One cannot logically analyze this verdict as indicating the jury did not find specific intent. The only reasonable explanation of the verdict is that the jury found specific intent to kill or inflict serious bodily harm, but preferred not to subject defendant to the penalty for first degree murder. If the incorrectly instructed jury had not found specific intent, it would necessarily have acquitted of both attempted first and attempted second degree murder.
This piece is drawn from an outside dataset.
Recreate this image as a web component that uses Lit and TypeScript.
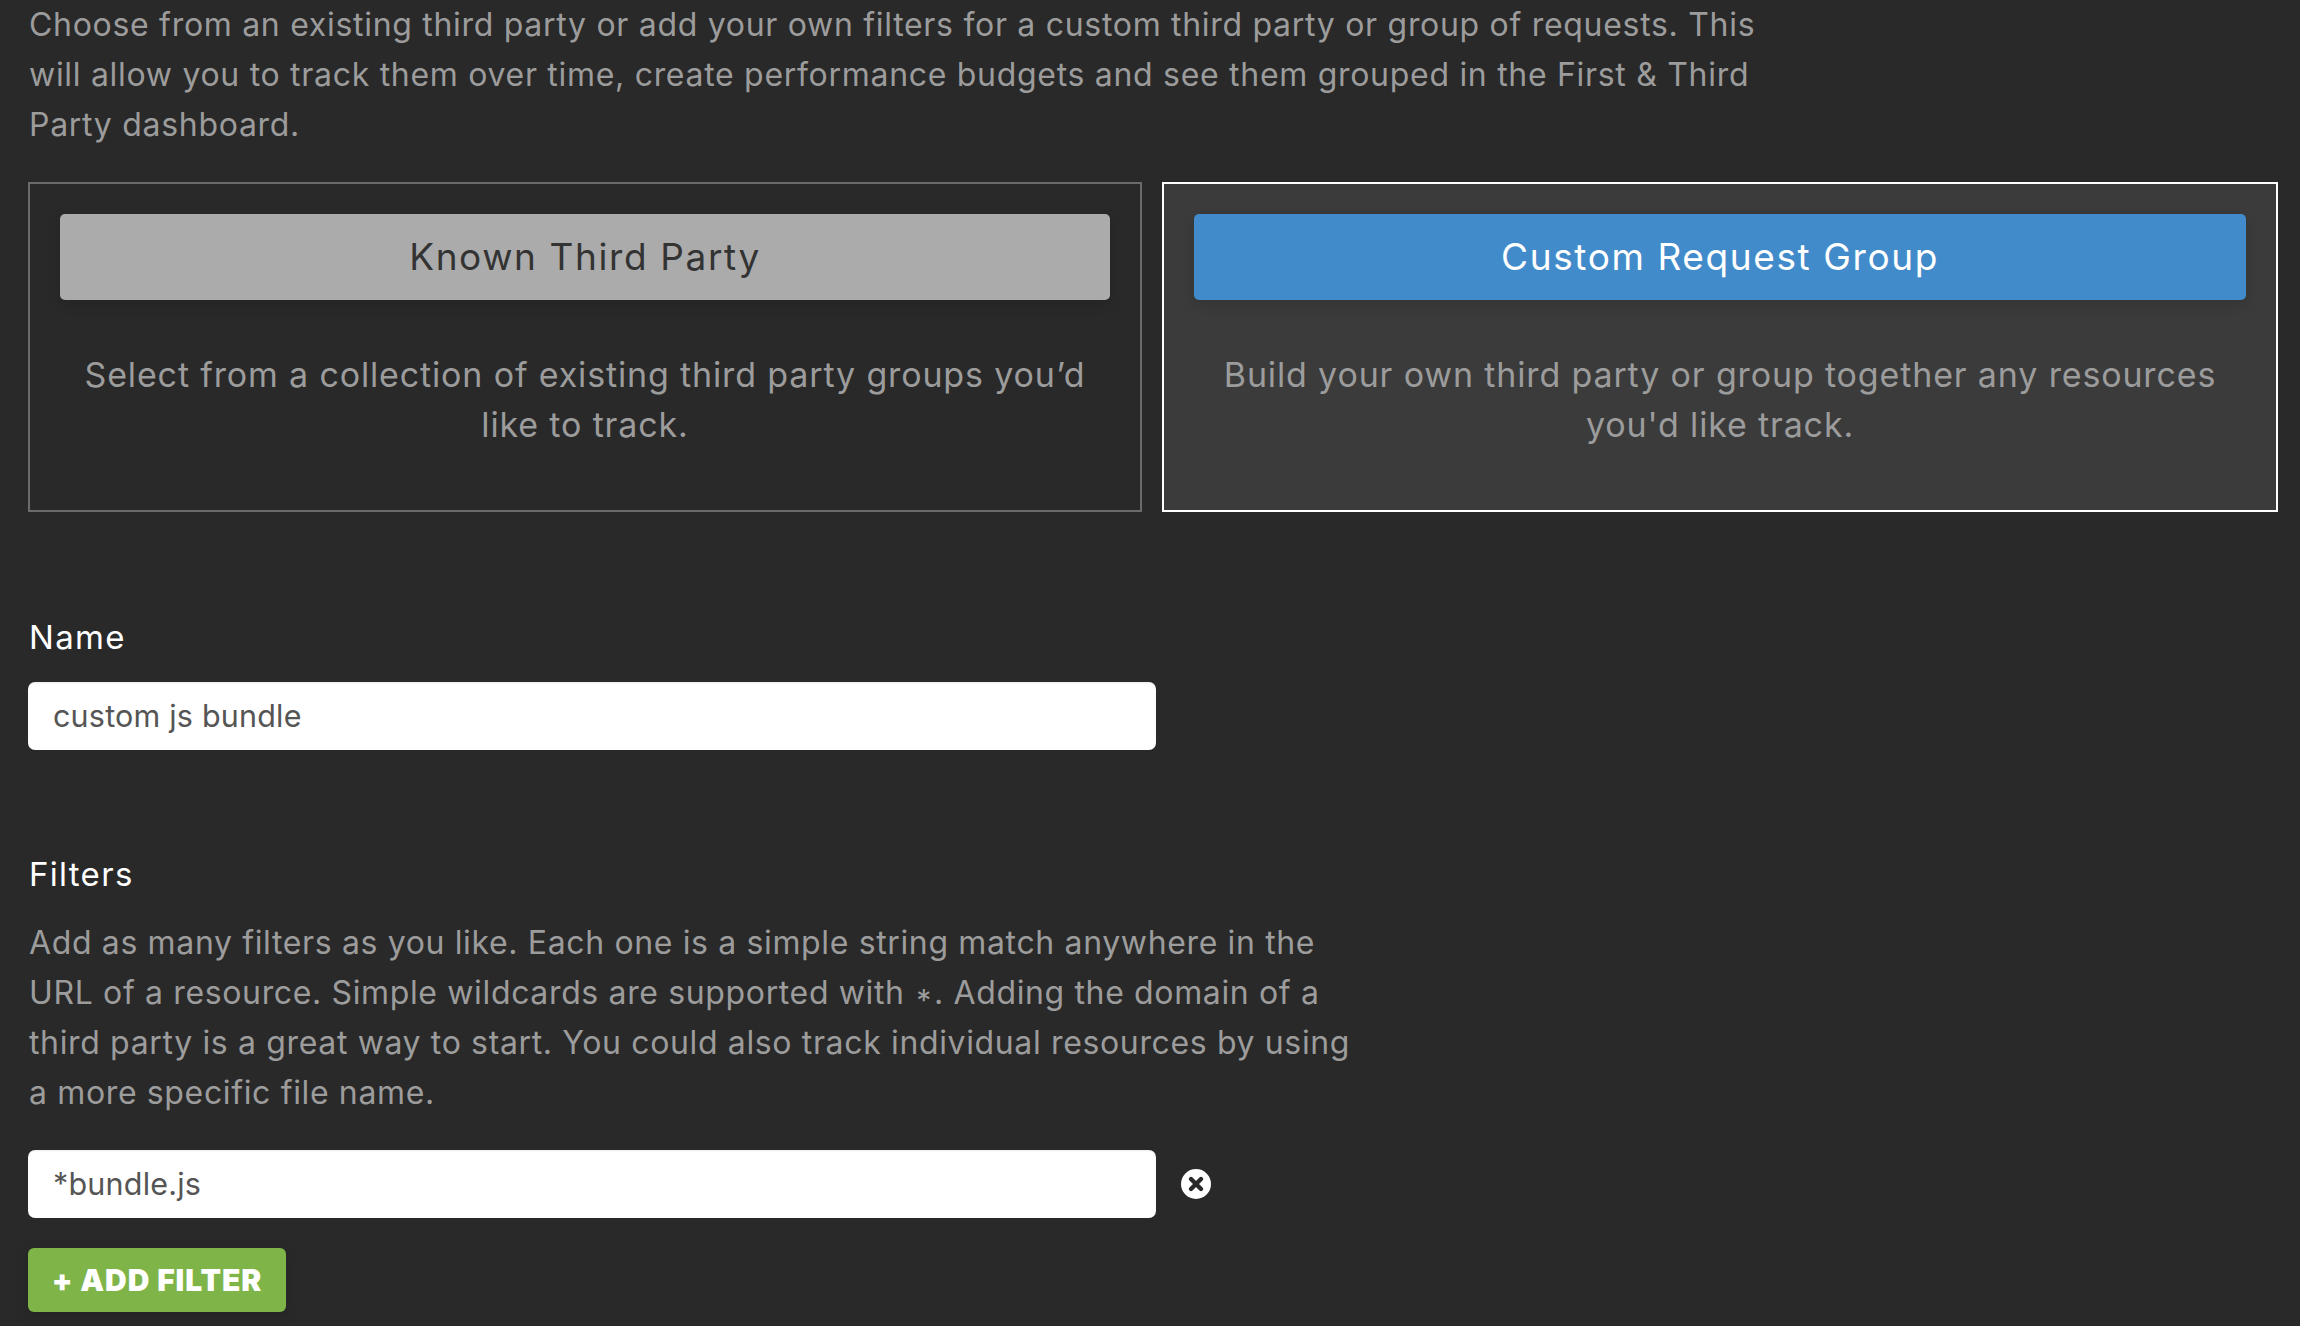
import { LitElement, html, css } from "lit";
import { customElement } from "lit/decorators.js";

@customElement("app-root")
export class AppRoot extends LitElement {
  static styles = css`
    :host {
      display: block;
      height: 1326px;
      overflow: hidden;
      box-sizing: border-box;
      background: #292929;
      color: #9c9c9c;
      font-family: Inter, "Liberation Sans", sans-serif;
      font-size: 32px;
      font-weight: 400;
      letter-spacing: 0.7px;
      line-height: 50px;
    }
    .page {
      padding: 0 22px 0 28px;
    }
    p {
      margin: 0;
    }
    .intro {
      width: 1775px;
      padding-left: 1px;
    }
    .choices {
      display: grid;
      grid-template-columns: 1114px 1116px;
      gap: 20px;
      margin-top: 32px;
    }
    .choice {
      box-sizing: border-box;
      height: 330px;
      padding: 30px;
      border: 2px solid #6b6b6b;
      text-align: center;
    }
    .choice.active {
      background: #3b3b3b;
      border-color: #fff;
    }
    .choice-btn {
      display: flex;
      align-items: center;
      justify-content: center;
      height: 86px;
      border-radius: 5px;
      background: #ababab;
      color: #333;
      font-size: 37px;
      letter-spacing: 1.6px;
      box-shadow: 0 4px 14px rgba(0, 0, 0, 0.12);
    }
    .active .choice-btn {
      background: #428bca;
      color: #fff;
    }
    .choice p {
      margin-top: 50px;
      font-size: 34px;
      letter-spacing: 0.85px;
    }
    .name-field {
      margin-top: 100px;
    }
    label {
      display: block;
      padding-left: 1px;
      color: #fff;
      font-size: 33px;
      letter-spacing: 1.3px;
    }
    .input {
      box-sizing: border-box;
      display: flex;
      align-items: center;
      width: 1128px;
      height: 68px;
      padding: 0 25px;
      border-radius: 7px;
      background: #fff;
      color: #555;
      font-size: 30.5px;
      letter-spacing: 0.2px;
      box-shadow: inset 0 1px 2px rgba(0, 0, 0, 0.08);
    }
    .name-field .input {
      margin-top: 20px;
    }
    .filters {
      margin-top: 99px;
    }
    .filters p {
      margin-top: 19px;
      padding-left: 1px;
      letter-spacing: 0.64px;
    }
    .line {
      display: block;
    }
    .star {
      padding: 0 2px;
      font-size: 30px;
      line-height: 0;
      vertical-align: -7px;
    }
    .filter-row {
      display: flex;
      align-items: center;
      gap: 25px;
      margin-top: 32px;
    }
    .remove {
      display: block;
      width: 30px;
      height: 30px;
    }
    .add {
      display: flex;
      align-items: center;
      justify-content: center;
      box-sizing: border-box;
      width: 258px;
      height: 64px;
      margin-top: 30px;
      border-radius: 6px;
      background: #7fb449;
      color: #fff;
      font-size: 30px;
      font-weight: 900;
      letter-spacing: 0.9px;
      box-shadow: 0 4px 14px rgba(0, 0, 0, 0.12);
    }
  `;

  render() {
    return html`
      <div class="page">
        <p class="intro">
          Choose from an existing third party or add your own filters for a custom third party or group of requests. This will allow you to track them over time, create performance budgets and see them grouped in the First &amp; Third Party dashboard.
        </p>
        <div class="choices">
          <div class="choice">
            <div class="choice-btn">Known Third Party</div>
            <p>Select from a collection of existing third party groups you’d like to track.</p>
          </div>
          <div class="choice active">
            <div class="choice-btn">Custom Request Group</div>
            <p>Build your own third party or group together any resources you'd like track.</p>
          </div>
        </div>
        <div class="name-field">
          <label>Name</label>
          <div class="input">custom js bundle</div>
        </div>
        <div class="filters">
          <label>Filters</label>
          <p>
            <span class="line">Add as many filters as you like. Each one is a simple string match anywhere in the</span>
            <span class="line">URL of a resource. Simple wildcards are supported with <span class="star">*</span>. Adding the domain of a</span>
            <span class="line">third party is a great way to start. You could also track individual resources by using</span>
            <span class="line">a more specific file name.</span>
          </p>
          <div class="filter-row">
            <div class="input">*bundle.js</div>
            <svg class="remove" viewBox="0 0 30 30" aria-hidden="true">
              <circle cx="15" cy="15" r="15" fill="#fff"></circle>
              <path d="M10 10 L20 20 M20 10 L10 20" stroke="#292929" stroke-width="4.4" stroke-linecap="round"></path>
            </svg>
          </div>
          <div class="add">+ ADD FILTER</div>
        </div>
      </div>
    `;
  }
}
Since the evidence in this record suggests the absence of any of the four types of specific intent required for first degree murder in July, 1979, the prosecution will probably not charge defendant on retrial with first degree murder or attempted first degree murder. (The victim died 10 months later.) Nevertheless, prosecution for first degree murder should not be precluded merely because this conviction of a lesser offense was reversed.
I respectfully dissent.
In my opinion the only error committed during the aspect of the trial discussed by the majority was the judge's failure to instruct the jury correctly on the available verdicts. Defendant was validly charged, with attempted first degree murder, and found guilty of attempted second degree murder, a constitutionally lesser included offense of the charged crime. Accordingly, defendant was afforded due process because he was given notice of the charge of which he was convicted. See State v. Booker, 385 So.2d 1186 (1980). The defendant was charged with knowledge of the correct definitions of attempted murder and second degree murder. His failure to timely object to the judge's having given erroneous definitions and verdicts to the jury should preclude our review of those errors.